Communication is key
The Wyoming Rocky Mountain Industrial Supply, Industrial Supply Blog,5 looks to bring exposure to the challenges faced in the industry and the use of fall protection equipment is no exception. Used with regularity on the jobsite and even more so on rigs, a PFA with a self-retracting lifeline can limit an unplanned free fall to two feet or less. Assisted by previously implemented training programs and with all workers constantly aware of their surroundings and any possible dangers, the chances of on-the-job accidents occurring will continue to decrease, as the industry works to continuously develop and refine safety practices and emergency procedures.

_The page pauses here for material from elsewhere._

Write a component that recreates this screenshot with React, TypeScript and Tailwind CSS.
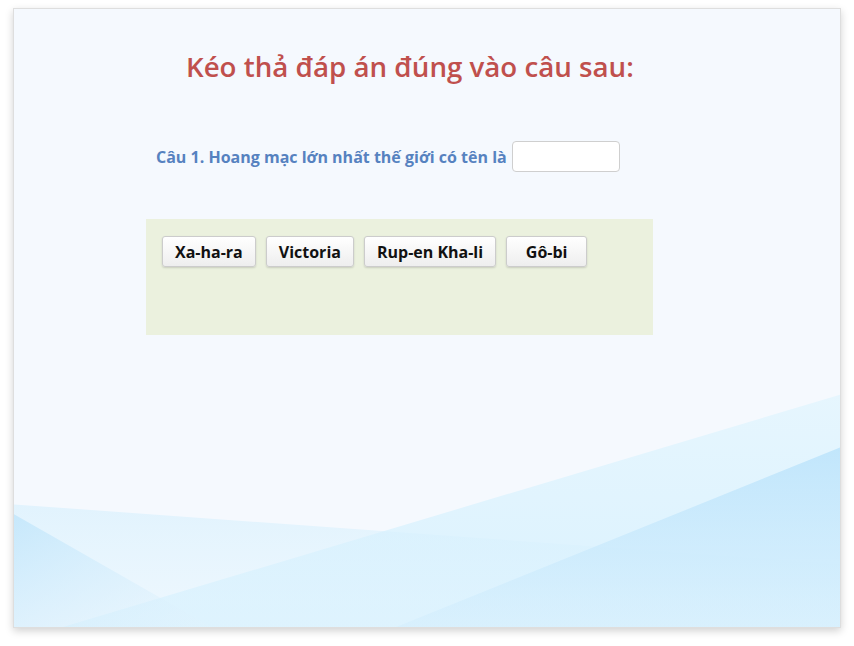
import React from 'react';

const answers = ['Xa-ha-ra', 'Victoria', 'Rup-en Kha-li', 'Gô-bi'];

const Background: React.FC = () => (
  <svg
    className="absolute inset-0 w-full h-full pointer-events-none"
    viewBox="0 0 828 620"
    preserveAspectRatio="none"
  >
    <defs>
      <linearGradient id="gA" x1="0" y1="0" x2="0" y2="1">
        <stop offset="0" stopColor="#d4effd" stopOpacity="0.6" />
        <stop offset="1" stopColor="#e3f5fe" stopOpacity="0.4" />
      </linearGradient>
      <linearGradient id="gB" x1="0" y1="0" x2="1" y2="1">
        <stop offset="0" stopColor="#c2e6fb" stopOpacity="0.85" />
        <stop offset="1" stopColor="#e2f3fd" stopOpacity="0.3" />
      </linearGradient>
      <linearGradient id="gC" x1="0" y1="0" x2="0" y2="1">
        <stop offset="0" stopColor="#e2f5fe" stopOpacity="0.8" />
        <stop offset="1" stopColor="#d4f0fe" stopOpacity="0.8" />
      </linearGradient>
      <linearGradient id="gD" x1="0" y1="0" x2="0" y2="1">
        <stop offset="0" stopColor="#b6e1fb" stopOpacity="0.75" />
        <stop offset="1" stopColor="#d4eefd" stopOpacity="0.55" />
      </linearGradient>
    </defs>
    <polygon points="49,620 828,387 828,620" fill="url(#gC)" />
    <polygon points="0,497 828,557 828,620 0,620" fill="url(#gA)" />
    <polygon points="0,507 198,620 0,620" fill="url(#gB)" />
    <polygon points="383,620 828,440 828,620" fill="url(#gD)" />
  </svg>
);

const App: React.FC = () => {
  return (
    <div className="w-[854px] h-[646px] bg-white pt-[8px] pl-[13px]" style={{ fontFamily: '"Open Sans", "Noto Sans", sans-serif' }}>
      <div className="relative w-[828px] h-[620px] overflow-hidden bg-[#f5f9fe] border border-[#dedede] shadow-[0_3px_8px_rgba(0,0,0,0.18)]">
        <Background />

        <div className="relative flex flex-col">
          {/* Title */}
          <h1 className="mt-[38px] ml-[172px] text-[27.7px] font-semibold text-[#c0504d] leading-[38px]">
            Kéo thả đáp án đúng vào câu sau:
          </h1>

          {/* Question */}
          <div className="mt-[56px] ml-[142px] flex items-center gap-[5px]">
            <span className="text-[16px] font-bold text-[#5682c0] leading-[22px]">
              Câu 1. Hoang mạc lớn nhất thế giới có tên là
            </span>
            <div className="w-[108px] h-[31px] bg-white border border-[#cfcfcf] rounded-[4px]" />
          </div>

          {/* Answer pool */}
          <div className="mt-[47px] ml-[132px] w-[507px] h-[116px] bg-[#ebf1de] pt-[17px] pl-[16px] flex items-start gap-[10px]">
            {answers.map((a) => (
              <button
                key={a}
                className="h-[31px] min-w-[81px] px-[12px] rounded-[3px] border border-[#cccccc] bg-gradient-to-b from-white to-[#eeeeee] shadow-[0_1px_2px_rgba(0,0,0,0.15)] text-[16px] font-bold text-[#111111]"
              >
                {a}
              </button>
            ))}
          </div>
        </div>
      </div>
    </div>
  );
};

export default App;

Among these procedures, should be an open line with local emergency response crews,6 should an accident requiring off-rig assistance arise. Although on-rig safety programs cover many specific eventualities, additional help, given the circumstances, may be required if assistance is needed with possible air lifts and fire control. The rig, although often isolated out of necessity, does not need to limit its relationships with those off it. Building strong contacts with outside partners, whether the local community or emergency services, will allow for much more fluid communication should the unexpected arise. Having a community connection already established can solidify a relationship which could prove to be of vital importance when least expected.
Additionally, “extra- curricular” workplace maintenance has proven to be an asset of great effectiveness when used correctly. This would mean taking the time to underline any unique, noteworthy or troubling trends specific to the working environment, including, if required, additional safety signage. To the experienced rig worker these undertakings may seem tedious, mundane or even completely unnecessary but to a new worker or a visitor to the rig, these extra warnings may prove to be lifesaving, if other measures are ineffective or non- applicable on a certain day, considering weather, rig conditions and other outside factors.
Working in the oil and gas industry is not an easy undertaking. The industry is one which must constantly adjust to a host of ever-changing, environmental, political and socio-economic factors, unique in its now streamlined adaptability. The strides taken in this respect over the past 150 years have been remarkable. Saying that, a clear focus for continued improvement must be established to maximize growth across the board and to ensure, if it is desired, that progress, as currently presented, continues to expand, as to ensure the long-term economic and social survival of the industry and its workers.
The oil and gas industry has shown an aptitude for resiliency in recent years, unwilling to bend to the pressure placed upon it by both outside forces and the risks that exist inside it. To continue to find success, the industry must accept advanced safety measures as a cost of doing business in the present environment. Achieving these ends will allow for great strides to be made in the coming years.